Canoeing or kayaking into a backcountry campground is by far one of the easiest ways to access beautiful wilderness locations as a family. No backpacks, no child carriers, no strollers – and you can do the trip in sandals!
|Overnight paddling trips give you access to great campsites like this at the Point on Upper Kananaskis Lake|
What kind of boat should you take?
Canoes and kayaks both work very well for overnight paddling trips and I’ve even used my stand up paddle board to get to camp while our kayak carried the family gear. Tandem recreational kayaks work especially well and you can even fit a couple of lawn chairs in the middle of them. We’ve also seen friends pull a second boat with their gear so that they could bring everything they’d normally bring for car camping. (Just make sure you don’t try this technique on a river and that it’s an easy short paddle to camp!)
|Backpacking with our tandem kayak|
If choosing to canoe (and you won’t be doing any long portages), try to rent a large tripping canoe, 16-18 feet long, and you’ll have plenty of room for a couple of children and your gear in the middle. Otherwise, rent two tandem kayaks for a family of four and you’ll have plenty of space for gear. This is the kind of tandem kayak that we have and love from Mountain Equipment COOP.

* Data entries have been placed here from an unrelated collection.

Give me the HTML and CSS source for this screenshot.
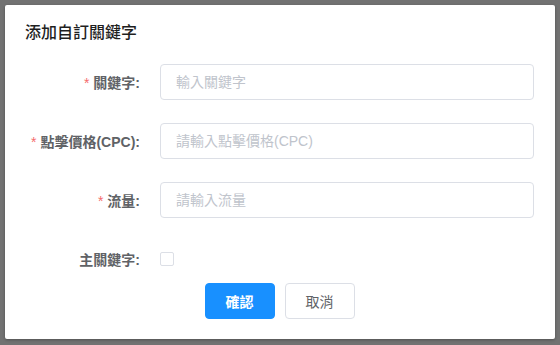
FILE: index.html
```html
<!DOCTYPE html>
<html lang="zh-Hant">
<head>
<meta charset="UTF-8">
<meta name="viewport" content="width=device-width, initial-scale=1.0">
<link rel="stylesheet" href="styles.css">
</head>
<body>

<div class="dialog">
  <div class="dialog-header">
    <span class="dialog-title">添加自訂關鍵字</span>
  </div>
  <!-- Keyword form -->
  <form class="form" action="#" method="post">
    <div class="form-item">
      <label class="form-label required" for="keyword">關鍵字:</label>
      <input class="form-input" type="text" id="keyword" placeholder="輸入關鍵字" autocomplete="off">
    </div>
    <div class="form-item">
      <label class="form-label required" for="cpc">點擊價格(CPC):</label>
      <input class="form-input" type="text" id="cpc" placeholder="請輸入點擊價格(CPC)" autocomplete="off">
    </div>
    <div class="form-item">
      <label class="form-label required" for="traffic">流量:</label>
      <input class="form-input" type="text" id="traffic" placeholder="請輸入流量" autocomplete="off">
    </div>
    <div class="form-item form-item-last">
      <label class="form-label" for="main">主關鍵字:</label>
      <span class="checkbox"></span>
    </div>
    <div class="form-footer">
      <button type="button" class="button button-primary">確認</button>
      <button type="button" class="button">取消</button>
    </div>
  </form>
</div>

</body>
</html>
```

FILE: styles.css
```css
body {
  font-family: "Liberation Sans", "Noto Sans CJK TC", sans-serif;
  margin: 0;
  padding: 5px;
  background-color: #727272;
}
.dialog {
  width: 550px;
  background-color: #fff;
  border-radius: 2px;
  box-shadow: 0 1px 3px rgba(0, 0, 0, 0.3);
  padding-bottom: 20px;
}
.dialog-header {
  padding: 16px 20px 0;
}
.dialog-title {
  font-size: 16px;
  line-height: 24px;
  font-weight: 500;
  color: #1f1f1f;
}
.form {
  margin: 19px 21px 0 20px;
}
.form-item {
  display: flex;
  align-items: center;
  height: 36px;
  margin-bottom: 23px;
}
.form-item-last {
  margin-bottom: 6px;
}
.form-label {
  width: 135px;
  padding-right: 20px;
  box-sizing: border-box;
  text-align: right;
  font-size: 14px;
  font-weight: 700;
  color: #606266;
}
.required::before {
  content: "*";
  color: #f56c6c;
  margin-right: 4px;
  font-weight: 400;
}
.form-input {
  flex: 1;
  height: 36px;
  padding: 0 15px;
  border: 1px solid #dcdfe6;
  border-radius: 4px;
  box-sizing: border-box;
  font-family: inherit;
  font-size: 14px;
  color: #606266;
  outline: none;
}
.form-input::placeholder {
  color: #c0c4cc;
}
.checkbox {
  width: 14px;
  height: 14px;
  border: 1px solid #dcdfe6;
  border-radius: 2px;
  box-sizing: border-box;
}
.form-footer {
  display: flex;
  justify-content: center;
  gap: 10px;
}
.button {
  width: 70px;
  height: 36px;
  border: 1px solid #dcdfe6;
  border-radius: 4px;
  background-color: #fff;
  color: #606266;
  font-family: inherit;
  font-size: 14px;
  cursor: pointer;
}
.button-primary {
  background-color: #1890ff;
  border-color: #1890ff;
  color: #fff;
  font-weight: 700;
}
```
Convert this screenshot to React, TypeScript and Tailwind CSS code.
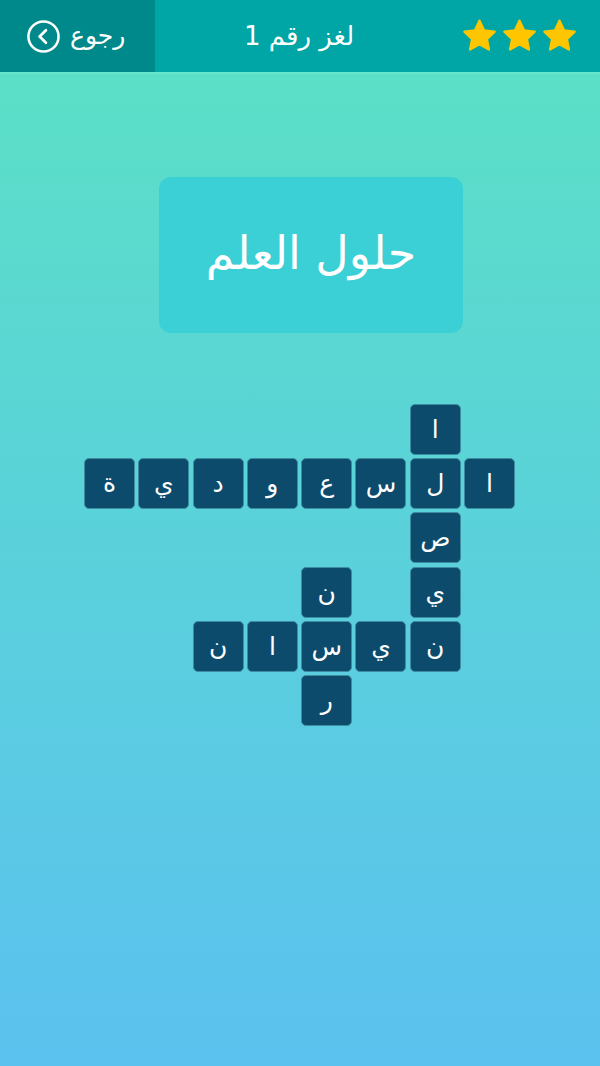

|Most people canoe to camp. I use a stand up paddleboard.|
How to pack for an overnight paddling trip
If you’re going to be doing a lot of overnight paddling trips, you can invest in gear barrels and dry bags but for the occasional trip, heavy-duty garbage bags will work just fine to keep your sleeping bags, tent, and other gear dry and safe. One dry bag is recommended though at least for your keys, wallet, phone, and other vital accessories that absolutely cannot get wet.
If you expect to be walking any distance at all from the shore to your campsite, it is recommended that you pack in the same way as you would for a backpacking trip. Put all of your gear in packs wrapped with a couple of heavy-duty garbage bags. That way, you can easily shuttle your gear to your campsite.
And if you’re going to be on a river, don’t forget to tie down your gear into a canoe in case you should tip!
|This method of shuttling gear will work on a calm lake for short distances|
Where to camp
The Point Backcountry Campground in Kananaskis is an ideal spot for a first overnight paddling trip with the kids. In good conditions without a strong wind, you can make it across Upper Kananaskis Lake in under an hour. Start early in the day when the lake is always calmest and plan to do day tours on the lake once you’ve set up camp.
If you are nervous about taking small children in a boat, you can also hike to camp with the kids while a couple of adults paddle the gear in. It’s a short 3.4 km hike via the Upper Kananaskis Lake Circuit from the North Interlakes day use area.
|Paddling on Upper Kananaskis Lake to the Point|
Other Water-accessible Campgrounds near Calgary:
Jewell Bay Campground on Barrier Lake, Kananaskis – A short 20 minute paddle or an easy 4km hike takes you to a small backcountry campground on Barrier Lake.
|Scenic campsites on Barrier Lake at Jewell Bay|
LM8 on Lake Minnewanka, Banff – This backcountry campground is accessed by an easy 8km hiking trail or a paddle along the shores of beautiful Lake Minnewanka. Note that winds can pick up on this large lake so early starts are of importance when water is calmer. There are also wildlife restrictions in place at certain times of the year so visit the Banff National Park website for more information.
|Paddling on Lake Minnewanka|
Steveville Campground on the Red Deer River, Southern Alberta – An easy two day paddle spread out over 30km will take you from Emerson Bridge to Dinosaur Provincial Park with a night at the Steveville Campground. You’ll paddle through the Dinosaur Park badlands and you can extend your trip with a night or two at the Dinosaur Provincial Park Campground to enjoy hiking in the area. The Steveville Campground is road accessible as well if you need an early escape off the river.
|Easy paddling on the Red Deer River with inflatable and recreational kayaks|
Reservations are required at most campgrounds so check in advance before planning your trip. Also, it is advised to talk with staff in local parks when choosing the best time of year to paddle with your family. Rivers can range from easy class I float trips to class II trips with big rapids depending on the time of year.